[Excerpt from a dataset]
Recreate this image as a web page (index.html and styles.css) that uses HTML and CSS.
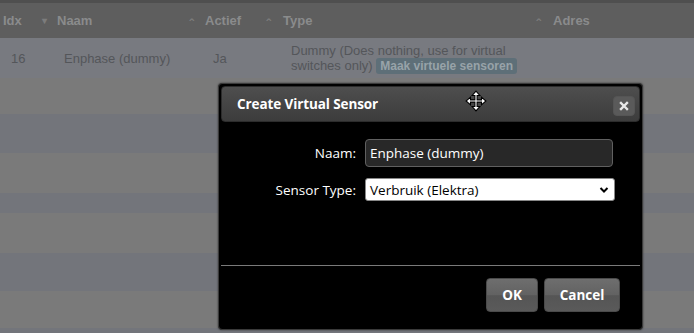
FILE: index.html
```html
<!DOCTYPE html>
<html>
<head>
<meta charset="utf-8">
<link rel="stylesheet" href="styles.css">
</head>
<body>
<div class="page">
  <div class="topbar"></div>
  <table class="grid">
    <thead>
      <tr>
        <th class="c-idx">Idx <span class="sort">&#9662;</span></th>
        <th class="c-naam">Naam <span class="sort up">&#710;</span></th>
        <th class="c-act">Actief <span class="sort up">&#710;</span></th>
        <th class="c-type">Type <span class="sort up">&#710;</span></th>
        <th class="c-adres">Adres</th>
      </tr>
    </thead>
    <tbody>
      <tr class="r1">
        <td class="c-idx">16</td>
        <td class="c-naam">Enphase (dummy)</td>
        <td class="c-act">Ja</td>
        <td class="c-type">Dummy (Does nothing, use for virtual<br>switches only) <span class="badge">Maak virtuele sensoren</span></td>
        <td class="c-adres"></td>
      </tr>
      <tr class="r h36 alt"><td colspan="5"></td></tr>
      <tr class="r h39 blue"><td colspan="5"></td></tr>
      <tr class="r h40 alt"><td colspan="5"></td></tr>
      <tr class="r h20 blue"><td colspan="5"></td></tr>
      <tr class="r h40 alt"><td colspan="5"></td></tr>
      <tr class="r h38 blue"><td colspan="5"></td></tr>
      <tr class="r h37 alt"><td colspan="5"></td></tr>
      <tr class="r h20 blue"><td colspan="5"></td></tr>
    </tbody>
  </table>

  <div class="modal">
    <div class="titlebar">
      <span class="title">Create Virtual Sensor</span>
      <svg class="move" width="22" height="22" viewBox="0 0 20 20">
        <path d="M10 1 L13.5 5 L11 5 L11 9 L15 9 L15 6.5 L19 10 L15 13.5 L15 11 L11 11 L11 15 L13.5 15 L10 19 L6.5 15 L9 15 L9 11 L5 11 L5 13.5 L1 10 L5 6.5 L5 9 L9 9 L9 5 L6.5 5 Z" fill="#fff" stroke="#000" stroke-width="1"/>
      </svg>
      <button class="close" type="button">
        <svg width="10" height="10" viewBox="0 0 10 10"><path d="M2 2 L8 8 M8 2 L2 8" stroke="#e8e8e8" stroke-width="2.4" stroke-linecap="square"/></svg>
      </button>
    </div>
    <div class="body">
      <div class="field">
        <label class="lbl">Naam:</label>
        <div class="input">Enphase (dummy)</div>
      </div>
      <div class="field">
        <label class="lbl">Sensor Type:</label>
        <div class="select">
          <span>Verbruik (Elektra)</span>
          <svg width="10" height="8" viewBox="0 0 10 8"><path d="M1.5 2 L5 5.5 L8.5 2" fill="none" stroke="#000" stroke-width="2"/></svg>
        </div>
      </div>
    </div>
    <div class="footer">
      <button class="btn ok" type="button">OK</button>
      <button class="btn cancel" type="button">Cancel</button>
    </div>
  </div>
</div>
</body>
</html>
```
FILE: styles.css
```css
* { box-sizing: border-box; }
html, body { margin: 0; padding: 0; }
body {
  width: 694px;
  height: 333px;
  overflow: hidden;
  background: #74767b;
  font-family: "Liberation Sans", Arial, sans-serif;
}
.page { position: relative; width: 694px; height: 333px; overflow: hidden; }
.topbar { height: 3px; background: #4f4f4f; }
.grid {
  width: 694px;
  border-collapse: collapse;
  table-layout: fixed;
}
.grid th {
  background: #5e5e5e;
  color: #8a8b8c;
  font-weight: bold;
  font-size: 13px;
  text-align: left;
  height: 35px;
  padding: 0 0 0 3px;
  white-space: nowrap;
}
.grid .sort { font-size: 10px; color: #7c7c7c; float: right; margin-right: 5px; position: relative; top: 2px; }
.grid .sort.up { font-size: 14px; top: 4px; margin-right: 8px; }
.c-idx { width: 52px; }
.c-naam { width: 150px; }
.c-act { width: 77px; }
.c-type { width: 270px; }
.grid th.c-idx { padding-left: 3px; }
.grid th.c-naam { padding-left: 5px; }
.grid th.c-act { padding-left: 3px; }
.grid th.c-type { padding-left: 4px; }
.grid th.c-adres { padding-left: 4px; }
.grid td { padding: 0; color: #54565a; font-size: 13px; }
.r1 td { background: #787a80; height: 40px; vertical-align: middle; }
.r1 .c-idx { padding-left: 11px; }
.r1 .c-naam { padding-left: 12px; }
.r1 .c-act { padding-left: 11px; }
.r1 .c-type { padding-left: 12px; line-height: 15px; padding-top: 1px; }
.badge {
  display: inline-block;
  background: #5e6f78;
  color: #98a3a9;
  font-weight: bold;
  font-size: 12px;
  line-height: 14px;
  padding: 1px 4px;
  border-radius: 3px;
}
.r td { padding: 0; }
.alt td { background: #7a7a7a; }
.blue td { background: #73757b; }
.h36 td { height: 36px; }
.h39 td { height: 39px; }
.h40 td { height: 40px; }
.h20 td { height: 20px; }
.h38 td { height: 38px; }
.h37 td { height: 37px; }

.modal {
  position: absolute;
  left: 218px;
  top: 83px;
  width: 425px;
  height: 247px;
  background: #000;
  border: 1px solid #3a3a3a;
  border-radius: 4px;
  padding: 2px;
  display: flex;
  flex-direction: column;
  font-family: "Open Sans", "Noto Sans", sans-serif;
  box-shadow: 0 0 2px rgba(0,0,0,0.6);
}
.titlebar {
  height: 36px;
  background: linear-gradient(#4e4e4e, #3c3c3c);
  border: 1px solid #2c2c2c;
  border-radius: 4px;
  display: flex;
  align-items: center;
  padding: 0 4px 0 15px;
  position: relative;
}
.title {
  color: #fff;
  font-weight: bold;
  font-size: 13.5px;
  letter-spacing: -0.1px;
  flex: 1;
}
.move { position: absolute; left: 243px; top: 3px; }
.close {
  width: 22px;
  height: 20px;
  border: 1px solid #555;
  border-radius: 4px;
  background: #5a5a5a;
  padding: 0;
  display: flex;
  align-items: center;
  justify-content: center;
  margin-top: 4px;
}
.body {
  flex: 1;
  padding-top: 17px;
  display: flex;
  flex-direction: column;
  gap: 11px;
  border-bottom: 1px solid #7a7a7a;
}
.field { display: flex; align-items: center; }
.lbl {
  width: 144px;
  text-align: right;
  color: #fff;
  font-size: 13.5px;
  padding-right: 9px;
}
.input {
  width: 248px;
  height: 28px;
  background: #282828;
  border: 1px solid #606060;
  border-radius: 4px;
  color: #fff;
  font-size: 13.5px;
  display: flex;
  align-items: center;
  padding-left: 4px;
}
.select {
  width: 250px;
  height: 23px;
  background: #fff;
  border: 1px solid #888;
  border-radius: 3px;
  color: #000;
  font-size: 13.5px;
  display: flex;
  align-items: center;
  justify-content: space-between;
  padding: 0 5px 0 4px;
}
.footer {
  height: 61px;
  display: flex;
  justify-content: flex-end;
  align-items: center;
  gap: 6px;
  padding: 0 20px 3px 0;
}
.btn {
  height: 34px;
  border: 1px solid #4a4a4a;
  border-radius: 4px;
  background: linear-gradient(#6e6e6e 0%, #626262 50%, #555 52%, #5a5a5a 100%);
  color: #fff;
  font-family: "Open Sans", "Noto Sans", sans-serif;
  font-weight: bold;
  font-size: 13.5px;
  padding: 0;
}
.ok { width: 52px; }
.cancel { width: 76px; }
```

--

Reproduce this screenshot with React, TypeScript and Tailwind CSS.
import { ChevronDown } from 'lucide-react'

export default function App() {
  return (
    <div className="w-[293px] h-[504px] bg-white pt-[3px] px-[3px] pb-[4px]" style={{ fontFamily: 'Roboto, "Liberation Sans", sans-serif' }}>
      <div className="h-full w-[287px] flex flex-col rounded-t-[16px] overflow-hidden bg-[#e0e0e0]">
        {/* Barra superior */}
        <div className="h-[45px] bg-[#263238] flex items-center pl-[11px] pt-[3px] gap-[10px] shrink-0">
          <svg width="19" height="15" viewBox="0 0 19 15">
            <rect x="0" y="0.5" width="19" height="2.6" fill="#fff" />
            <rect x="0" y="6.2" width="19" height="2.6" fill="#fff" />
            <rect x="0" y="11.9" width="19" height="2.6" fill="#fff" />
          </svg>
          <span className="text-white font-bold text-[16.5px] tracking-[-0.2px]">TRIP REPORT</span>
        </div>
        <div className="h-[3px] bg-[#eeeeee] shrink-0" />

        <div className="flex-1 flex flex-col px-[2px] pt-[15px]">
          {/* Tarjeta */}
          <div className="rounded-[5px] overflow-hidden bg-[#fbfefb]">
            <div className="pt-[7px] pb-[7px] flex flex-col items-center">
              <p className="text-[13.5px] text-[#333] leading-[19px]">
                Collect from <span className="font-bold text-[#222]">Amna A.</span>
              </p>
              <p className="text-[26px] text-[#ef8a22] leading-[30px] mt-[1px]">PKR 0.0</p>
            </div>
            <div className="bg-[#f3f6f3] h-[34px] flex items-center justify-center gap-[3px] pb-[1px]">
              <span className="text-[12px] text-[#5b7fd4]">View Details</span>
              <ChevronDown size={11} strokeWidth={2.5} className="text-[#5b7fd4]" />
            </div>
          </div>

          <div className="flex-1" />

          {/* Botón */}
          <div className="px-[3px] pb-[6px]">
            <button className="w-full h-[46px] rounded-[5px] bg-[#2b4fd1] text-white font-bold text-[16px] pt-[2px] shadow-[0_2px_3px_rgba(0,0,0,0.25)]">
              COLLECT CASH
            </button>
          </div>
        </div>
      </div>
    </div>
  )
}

§ **TO DO**: Where a line in the entries holds "this", copy that line.

§ **COMPLETE ANSWER**:
Recreate this image as a web page (index.html and styles.css) that uses HTML and CSS.
Reproduce this screenshot with React, TypeScript and Tailwind CSS.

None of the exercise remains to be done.